– Было такое. – Кивнула Саша.

– Пошли его к чёрту ладанному! Мужики – они в большей части еще какие сволочи! Не надо их жалеть. На алименты подай, пусть платит исправно, и довольно с него. У меня вон, пьёт мужик, и пьёт четвёртый десяток. Все нервы вымотать видно хочет, но я терплю. Выгнать его некуда. Знала бы ты каково жить с вечно пьяной мордой, да в придачу измывается по пьяному делу. А ты видишь, какая я! – и задвинуть могу, скрутить в бараний рог. Дак он, паразит, за нож хватается.

– У меня ребёнок больной: опухоль мозга поставлена под вопросом. Пока я ребёнка выхаживала, мама умерла, и ещё один дорогой человек умер.

– Ну, то что ребёнок больной – это плохо. Про опухоль надо ещё раз проверить, потому что есть врачи, которые сразу ставят смачный диагноз неизлечимой болезни. Так спроса меньше. Им чего? Свою задницу прикрыть. Я вон прихожу к врачу, так меня сначала спрашивают, сколько мне лет, а уж потом, что болит. А скажешь семьдесят лет, говорят, что же хотите, уже и мозги иссохли, и прочее в негодность пришло.

– В любом случае он будет смешным инвалидом. Сможет ли сам ходить?

– А ты верь, что сможет! Все – разные. Жизнь каждому для чего-то даётся. Не бывает людей второго сорта.

– Муж мой, бывший, говорит, что бывают, очень даже бывают. Одни, что и могут – велосипед себе купить, другие – самолёт. Мой Илюша на инвалидную коляску себе сам не заработает.

– Ты думаешь – это главное: на чем задницу свою перевозить? Мало ты еще пожила, чтобы узнать, что главное. Тут словами не скажешь, в книжке вычитать – пустое! Поймёшь сама, пока что живи и терпи, не покушайся на то, что дано не тобой.

– Как же!? Выходит моя судьба – это терпеть, смиряться с тем, что от меня уходит лучшее в обычном понимании. Любовь поблазнила, мелькнула вспышкой – и ушла. Мечтала, что буду заниматься наукой – занимаюсь увеличением прибыли хозяину, выращивая любимые цветы. Думаю, ладно наука, любовь – это блажь, буду жить проще. Вышла замуж, чтобы создать обычную семью, чтобы родить – семьи нет, ребенок вышел не на радость, а на горе. Думала, что все последние дни буду жить с мамой – не смогла приехать даже на похороны; так же и с другим человеком: надеялась, будем вместе, но не знали как. Какие законы я преступила? За что несу наказание? Есть ли край горю? Конец, предел?

– Ты поживи! Узнаешь.

– Как у вас просто: поживи, вытерпи… Как выдержать горе-горькое, бесконечное и бескрайнее. Просвет хоть на секундочку должен быть! Любая живая жизнь возникает в лучшие мгновения, и я считала, что мы дальше это мгновение увеличиваем, из года в год, увеличиваем счастье, радость, но не напротив, собирать и копить неудачи и потери. Вот была моя вера.
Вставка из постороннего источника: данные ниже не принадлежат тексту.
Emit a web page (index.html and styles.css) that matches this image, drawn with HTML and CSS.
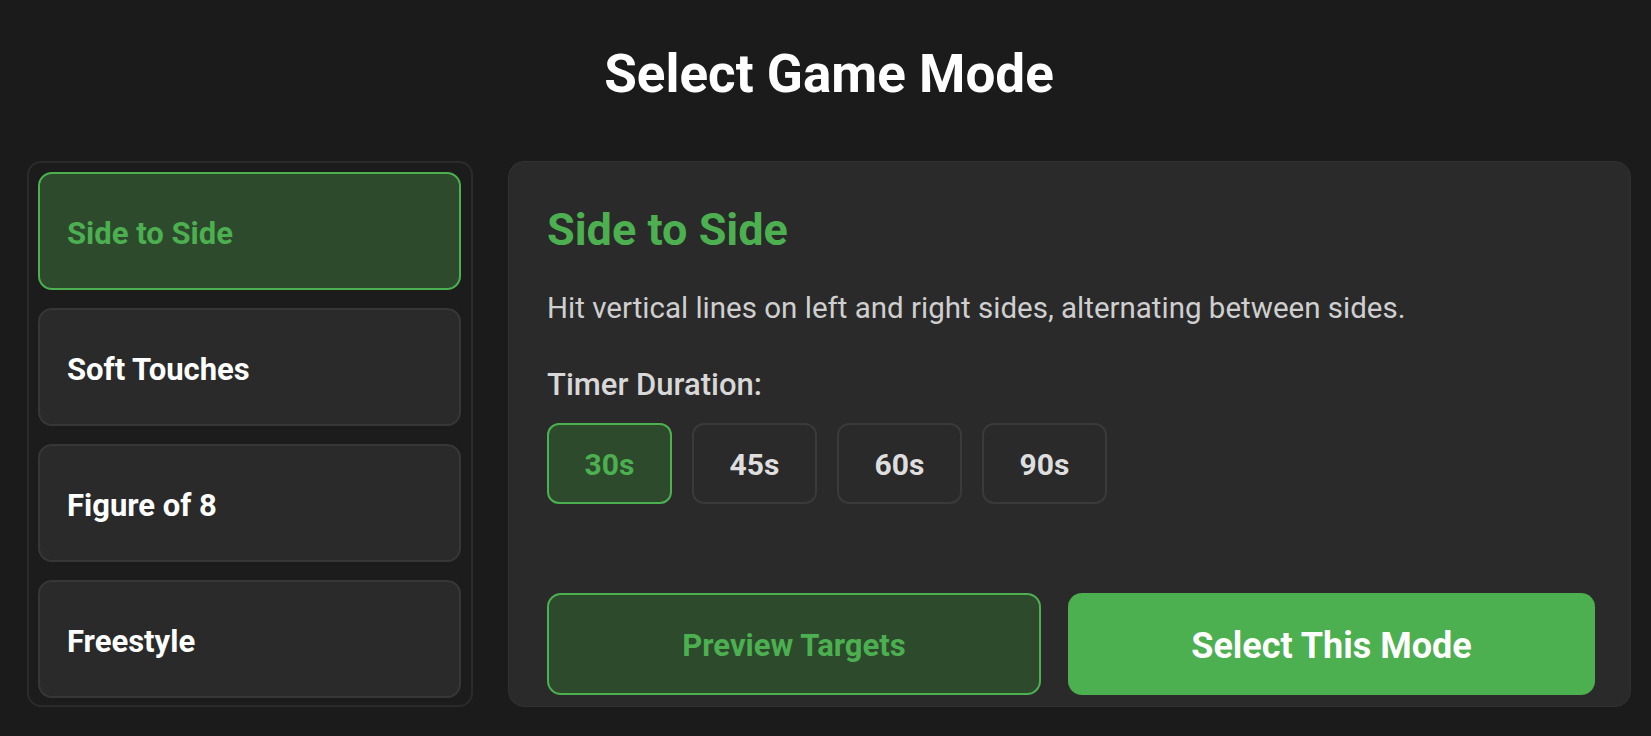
FILE: index.html
```html
<!DOCTYPE html>
<html lang="en">
<head>
<meta charset="utf-8">
<title>Select Game Mode</title>
<link rel="stylesheet" href="styles.css">
</head>
<body>
<div class="page">
  <h1 class="page-title">Select Game Mode</h1>
  <div class="layout">
    <div class="mode-list">
      <div class="mode-item selected">Side to Side</div>
      <div class="mode-item">Soft Touches</div>
      <div class="mode-item">Figure of 8</div>
      <div class="mode-item">Freestyle</div>
    </div>
    <div class="detail">
      <h2 class="detail-title">Side to Side</h2>
      <p class="detail-desc">Hit vertical lines on left and right sides, alternating between sides.</p>
      <div class="timer-label">Timer Duration:</div>
      <div class="timer-options">
        <div class="timer-btn selected">30s</div>
        <div class="timer-btn">45s</div>
        <div class="timer-btn">60s</div>
        <div class="timer-btn">90s</div>
      </div>
      <div class="actions">
        <div class="btn btn-preview">Preview Targets</div>
        <div class="btn btn-select">Select This Mode</div>
      </div>
    </div>
  </div>
</div>
</body>
</html>
```

FILE: styles.css
```css
* { box-sizing: border-box; }
html, body {
  margin: 0;
  padding: 0;
  background: #1b1b1b;
  font-family: Roboto, "Noto Sans", "Liberation Sans", sans-serif;
  color: #fff;
}
.page {
  width: 1651px;
  height: 736px;
  padding: 44px 20px 0 27px;
}
.page-title {
  margin: 0;
  font-size: 53px;
  line-height: 60px;
  font-weight: 700;
  text-align: center;
  color: #fff;
}
.layout {
  margin-top: 57px;
  display: grid;
  grid-template-columns: 446px 1fr;
  gap: 35px;
  height: 546px;
}
.mode-list {
  border: 2px solid #2b2b2b;
  border-radius: 14px;
  background: #1c1c1c;
  padding: 9px 10px 7px 9px;
  display: flex;
  flex-direction: column;
  gap: 18px;
}
.mode-item {
  flex: 1;
  display: flex;
  align-items: center;
  padding: 4px 0 0 27px;
  background: #2a2a2a;
  border: 2px solid #373737;
  border-radius: 14px;
  font-size: 31px;
  font-weight: 700;
  color: #fff;
}
.mode-item.selected {
  background: #2d4a2d;
  border-color: #4caf50;
  color: #4caf50;
}
.detail {
  background: #2a2a2a;
  border: 1px solid #323232;
  border-radius: 16px;
  padding: 42px 35px 11px 38px;
  display: flex;
  flex-direction: column;
}
.detail-title {
  margin: 0;
  font-size: 45px;
  line-height: 52px;
  font-weight: 700;
  color: #4caf50;
}
.detail-desc {
  margin: 34px 0 0;
  font-size: 29.5px;
  line-height: 36px;
  font-weight: 400;
  color: #cfcfcf;
}
.timer-label {
  margin-top: 41px;
  font-size: 31px;
  line-height: 36px;
  font-weight: 500;
  color: #d8d8d8;
}
.timer-options {
  margin-top: 20px;
  display: flex;
  gap: 20px;
}
.timer-btn {
  width: 125px;
  height: 81px;
  display: flex;
  align-items: center;
  justify-content: center;
  padding-top: 2px;
  border: 2px solid #3a3a3a;
  border-radius: 12px;
  background: #2a2a2a;
  font-size: 30px;
  font-weight: 700;
  color: #dedede;
}
.timer-btn.selected {
  background: #2d4a2d;
  border-color: #4caf50;
  color: #4caf50;
}
.actions {
  margin-top: auto;
  display: grid;
  grid-template-columns: 494fr 527fr;
  gap: 27px;
}
.btn {
  height: 102px;
  display: flex;
  align-items: center;
  justify-content: center;
  padding-top: 3px;
  border-radius: 14px;
  font-weight: 700;
}
.btn-preview {
  background: #2d4a2d;
  border: 2px solid #4caf50;
  color: #4caf50;
  font-size: 31px;
}
.btn-select {
  background: #4caf50;
  color: #fff;
  font-size: 36px;
}
```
– Правильная вера. Остается тебе запомнить, что счастье придёт к тебе в самом неожиданном виде, совсем не такое, какое ждала. Чтобы это произошло, взвалить поудобнее на себя придётся тяжкую ношу, оторвать её от земли и суметь выпрямиться, не взирая ни на какие обстоятельства. Попробуй: терять-то тебе теперь нечего.

– Как нечего? А сын! Где он? Мне хотя бы краешком глаза посмотреть, что жив он. Вы не скрываете от меня ничего? Он, правда, жив?

– В реанимации лежит.


Из глаз Александры брызнули слезы. Как там он один, под присмотром такой же санитарки, её маленький, её крошечный комочек нескладной жизни? Ему несладко. Он лишен главного лекарства – он лишен её. Когда его донимали непонятные боли он хилыми ручонками прижимался к ней. Она поглаживала теплой ласковой рукой непропорционально большую головку, и он успокаивался и засыпал, прижимаясь еще крепче к ней. Тогда им обоим становилось хорошо. Она думала, ну и пусть её ребёнок не похож на других, он – особенный. Даже никак не свыкнувшись с мыслей, что для других он несчастный уродец, помыслов остановить хрупкую жизнь никогда не было.